E fosse finita qui. La vera “comica” – nella tragedia – comincia dopo. Lascio la parola allo stesso Jordi Mir: «Ero da solo nel mio appartamento. Avrei dovuto contattare qualcuno. Invece ho pubblicato il video su Facebook: ecco il mio errore». Un errore al quale Mir avrebbe tentato di rimediare, cancellando il filmato. Ma ormai era troppo tardi: il post era rimasto online meno di 15 minuti, quel tanto che era bastato affinché altri lo vedessero. Scaricato e condiviso dagli utenti su Youtube, il video è stato subito ripreso dai media. Tanto che proprio quando Jordi Mir credeva di averlo ormai eliminato dalla sua pagina, se lo è ritrovato davanti agli occhi, in televisione… Dopo lo shock, Mir ha avuto modo di riflettere su quanto accaduto e sul suo comportamento. «Scatto una foto – a esempio di un gattino – e la metto su Facebook. Ho avuto lo stesso stupido riflesso. Mi dispiace tanto. Se potessi tornare indietro, non caricherei il video sul social network… Su Facebook nulla rimane riservato». [«The Huffington Post», 11 gennaio 2015].

Povero Jordi! Lui che sa come si manipola l’opinione pubblica, quando arriva davanti a Facebook casca dalle nuvole. Scopre che non ci si può fidare di questo mezzo semisconosciuto e misterioso, roba da regazzini che fanno il selfie, non da esperti di manipolazione di massa. Poverino!
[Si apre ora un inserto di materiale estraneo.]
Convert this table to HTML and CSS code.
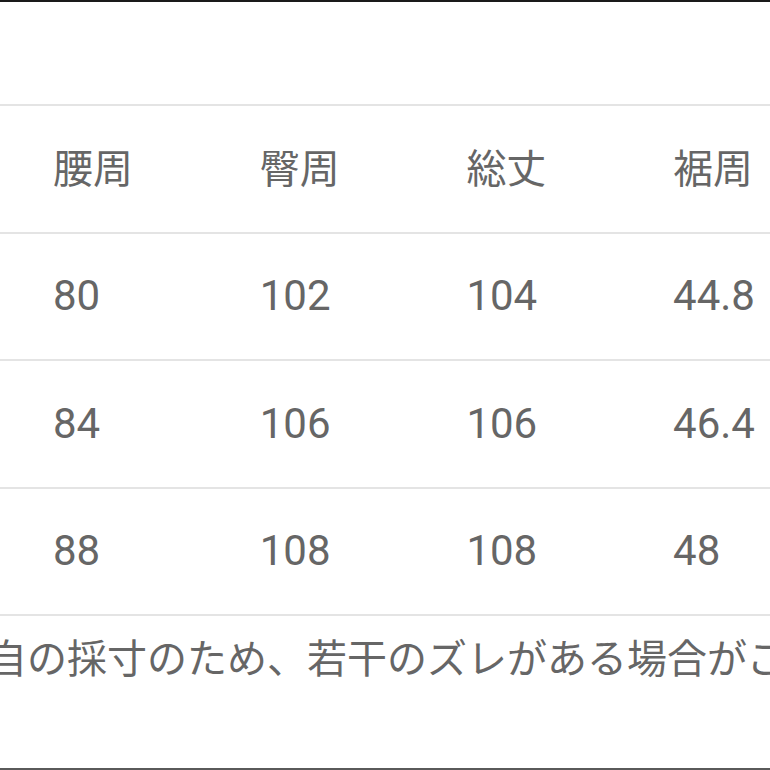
FILE: index.html
```html
<!DOCTYPE html>
<html lang="ja">
<head>
<meta charset="utf-8">
<link rel="stylesheet" href="styles.css">
</head>
<body>
<div class="page">
  <div class="topbar"></div>
  <div class="table">
    <div class="row head">
      <div class="cell">腰周</div>
      <div class="cell">臀周</div>
      <div class="cell">総丈</div>
      <div class="cell">裾周</div>
    </div>
    <div class="row">
      <div class="cell num">80</div>
      <div class="cell num">102</div>
      <div class="cell num">104</div>
      <div class="cell num">44.8</div>
    </div>
    <div class="row">
      <div class="cell num">84</div>
      <div class="cell num">106</div>
      <div class="cell num">106</div>
      <div class="cell num">46.4</div>
    </div>
    <div class="row last">
      <div class="cell num">88</div>
      <div class="cell num">108</div>
      <div class="cell num">108</div>
      <div class="cell num">48</div>
    </div>
  </div>
  <p class="note">自の採寸のため、若干のズレがある場合がご</p>
  <div class="bottombar"></div>
</div>
</body>
</html>
```
FILE: styles.css
```css
html, body {
  margin: 0;
  padding: 0;
  background: #ffffff;
}
body {
  width: 770px;
  height: 770px;
  overflow: hidden;
}
.page {
  width: 770px;
  height: 770px;
  display: flex;
  flex-direction: column;
  overflow: hidden;
  font-family: Roboto, "Noto Sans CJK JP", sans-serif;
  color: #666666;
}
.topbar {
  height: 2px;
  background: #1a1a1a;
  flex: none;
}
.table {
  margin-top: 102px;
  flex: none;
}
.row {
  display: flex;
  height: 125.5px;
  border-top: 2px solid #e4e4e4;
  align-items: center;
  padding-left: 53px;
  white-space: nowrap;
}
.row.last {
  border-bottom: 2px solid #e4e4e4;
}
.cell {
  flex: none;
  width: 206.7px;
  font-size: 40px;
  line-height: 1;
}
.cell.num {
  font-size: 42px;
}
.head .cell {
  margin-top: 2px;
}
.note {
  margin: 0;
  margin-left: -13px;
  height: 80px;
  display: flex;
  align-items: center;
  white-space: nowrap;
  font-size: 40px;
  font-family: "Noto Sans CJK JP", sans-serif;
  flex: none;
}
.bottombar {
  margin-top: auto;
  height: 2px;
  background: #5a5a5a;
  flex: none;
}
```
E’ cosi’ abituato a postare “gattini” che ha subito postato “Assassini” (che fa rima con “gattini”) e magari è rimasto ansioso a controllare se qualcuno metteva subito “Mi piace” e c’ha pure sformato perche’ nessuno se lo filava. Di avvisare la polizia non se ne parla, ma quanto a postare su Facebook… E’ una vera compulsione, un disturbo del comportamento, una coazione come la sex-addiction o l’alcolismo! Si chiama (immagino io) “gattolessia” ed è come la “dislessia”, perchè chi ce l’ha non distingue gatti da assassini, come i dislessici non distinguono le lettere fra loro.

Cari amici che fate tanto i fighetti e schernite chi ragiona e gli dite subito «A fregnone! Ma che davero pure te credi ar gombloddo?», se non vi bastano Pinelli che imita Icaro e decide di volare da solo dalla finestra, la pallottola “magica” di Carlo Giuliani (che colpisce il meteorite e si infila nell’occhio del povero Carlo), l’incidente del Golfo del Tonkino, Ustica, le “terribili” armi di distruzione di Saddam Hussein, Biancaneve, La Bella addormentata e Pelle d’Asino con tutte le altre bufale che le narrazioni del Potere ci hanno raccontato nel corso dei tempi, beh almeno meditate sull’aurea sentenza di Lincoln: «Potrete ingannare tutti per un po’. Potrete ingannare qualcuno per sempre. Ma non potrete ingannare tutti per sempre». Ci possiamo fidare di Lincoln, no? Lincoln non era uno che credeva ai “gomblotti”. Chi lo fa in genere campa più a lungo.

Au revoir. Je suis Catherine Deneuve.